#### [Recorded information]
----------
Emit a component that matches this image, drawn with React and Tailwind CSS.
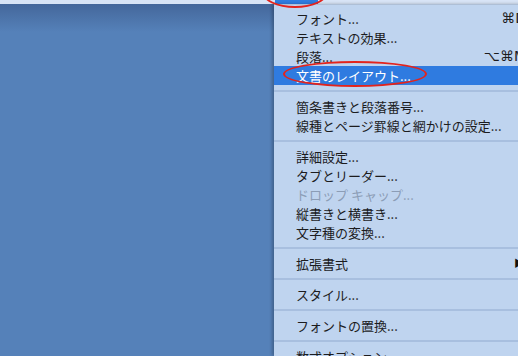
import React from 'react';

const items = [
  { label: 'フォント...', key: '⌘D' },
  { label: 'テキストの効果...' },
  { label: '段落...', key: '⌥⌘M' },
  { label: '文書のレイアウト...', active: true },
  { sep: true },
  { label: '箇条書きと段落番号...' },
  { label: '線種とページ罫線と網かけの設定...' },
  { sep: true },
  { label: '詳細設定...' },
  { label: 'タブとリーダー...' },
  { label: 'ドロップ キャップ...', disabled: true },
  { label: '縦書きと横書き...' },
  { label: '文字種の変換...' },
  { sep: true },
  { label: '拡張書式', submenu: true },
  { sep: true },
  { label: 'スタイル...' },
  { sep: true },
  { label: 'フォントの置換...' },
  { sep: true },
  { label: '数式オプション...' },
];

function MenuRow({ item }) {
  if (item.sep) {
    return (
      <div className="h-[12px] flex items-center">
        <div className="h-[2px] w-full bg-[#a8bfdf]" />
      </div>
    );
  }
  const color = item.active
    ? 'bg-[#2f7be0] text-white'
    : item.disabled
    ? 'text-[#8c9db6]'
    : 'text-[#1c1c1e]';
  return (
    <div className={`h-[19px] flex items-center pl-[22px] pr-[14px] text-[13px] leading-none ${color}`}>
      <span className="flex-1 whitespace-nowrap">{item.label}</span>
      {item.key && (
        <span className="whitespace-nowrap font-['DejaVu_Sans','Noto_Sans_CJK_JP',sans-serif] text-[14px]">{item.key}</span>
      )}
      {item.submenu && <span className="text-[10px] mr-[2px] text-[#111]">▶</span>}
    </div>
  );
}

export default function App() {
  return (
    <div className="relative w-[518px] h-[356px] overflow-hidden bg-[#5581b9] font-['Noto_Sans_CJK_JP','Noto_Sans',sans-serif]">
      <div className="h-[4px] bg-[#d8e4f6] flex">
        <div className="ml-[275px] w-[43px] h-full bg-[#2f7ce0]" />
      </div>
      <div className="flex h-[352px]">
        <div className="w-[274px] shrink-0 bg-[linear-gradient(to_bottom,#44679b_0px,#5581b9_28px)]" />
        <div className="w-[266px] shrink-0 bg-[#bfd4ef] pt-[3.5px] border-t border-[#aebfd6] shadow-[-2px_0_3px_rgba(0,0,0,0.25)]">
          {items.map((item, i) => (
            <MenuRow key={i} item={item} />
          ))}
        </div>
      </div>

      <div className="absolute left-[262px] top-[-24px] w-[66px] h-[32px] rounded-[50%] border-2 border-[#e3231c]" />
      <div className="absolute left-[283px] top-[61px] w-[144px] h-[26px] rounded-[50%] border-2 border-[#e3231c]" />
    </div>
  );
}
----------
#### [Instructions to follow]
Quote each line of the listing exactly, but leave the pictures out.

#### [Written solution]
Emit a component that matches this image, drawn with React and Tailwind CSS.
import React from 'react';

const items = [
  { label: 'フォント...', key: '⌘D' },
  { label: 'テキストの効果...' },
  { label: '段落...', key: '⌥⌘M' },
  { label: '文書のレイアウト...', active: true },
  { sep: true },
  { label: '箇条書きと段落番号...' },
  { label: '線種とページ罫線と網かけの設定...' },
  { sep: true },
  { label: '詳細設定...' },
  { label: 'タブとリーダー...' },
  { label: 'ドロップ キャップ...', disabled: true },
  { label: '縦書きと横書き...' },
  { label: '文字種の変換...' },
  { sep: true },
  { label: '拡張書式', submenu: true },
  { sep: true },
  { label: 'スタイル...' },
  { sep: true },
  { label: 'フォントの置換...' },
  { sep: true },
  { label: '数式オプション...' },
];

function MenuRow({ item }) {
  if (item.sep) {
    return (
      <div className="h-[12px] flex items-center">
        <div className="h-[2px] w-full bg-[#a8bfdf]" />
      </div>
    );
  }
  const color = item.active
    ? 'bg-[#2f7be0] text-white'
    : item.disabled
    ? 'text-[#8c9db6]'
    : 'text-[#1c1c1e]';
  return (
    <div className={`h-[19px] flex items-center pl-[22px] pr-[14px] text-[13px] leading-none ${color}`}>
      <span className="flex-1 whitespace-nowrap">{item.label}</span>
      {item.key && (
        <span className="whitespace-nowrap font-['DejaVu_Sans','Noto_Sans_CJK_JP',sans-serif] text-[14px]">{item.key}</span>
      )}
      {item.submenu && <span className="text-[10px] mr-[2px] text-[#111]">▶</span>}
    </div>
  );
}

export default function App() {
  return (
    <div className="relative w-[518px] h-[356px] overflow-hidden bg-[#5581b9] font-['Noto_Sans_CJK_JP','Noto_Sans',sans-serif]">
      <div className="h-[4px] bg-[#d8e4f6] flex">
        <div className="ml-[275px] w-[43px] h-full bg-[#2f7ce0]" />
      </div>
      <div className="flex h-[352px]">
        <div className="w-[274px] shrink-0 bg-[linear-gradient(to_bottom,#44679b_0px,#5581b9_28px)]" />
        <div className="w-[266px] shrink-0 bg-[#bfd4ef] pt-[3.5px] border-t border-[#aebfd6] shadow-[-2px_0_3px_rgba(0,0,0,0.25)]">
          {items.map((item, i) => (
            <MenuRow key={i} item={item} />
          ))}
        </div>
      </div>

      <div className="absolute left-[262px] top-[-24px] w-[66px] h-[32px] rounded-[50%] border-2 border-[#e3231c]" />
      <div className="absolute left-[283px] top-[61px] w-[144px] h-[26px] rounded-[50%] border-2 border-[#e3231c]" />
    </div>
  );
}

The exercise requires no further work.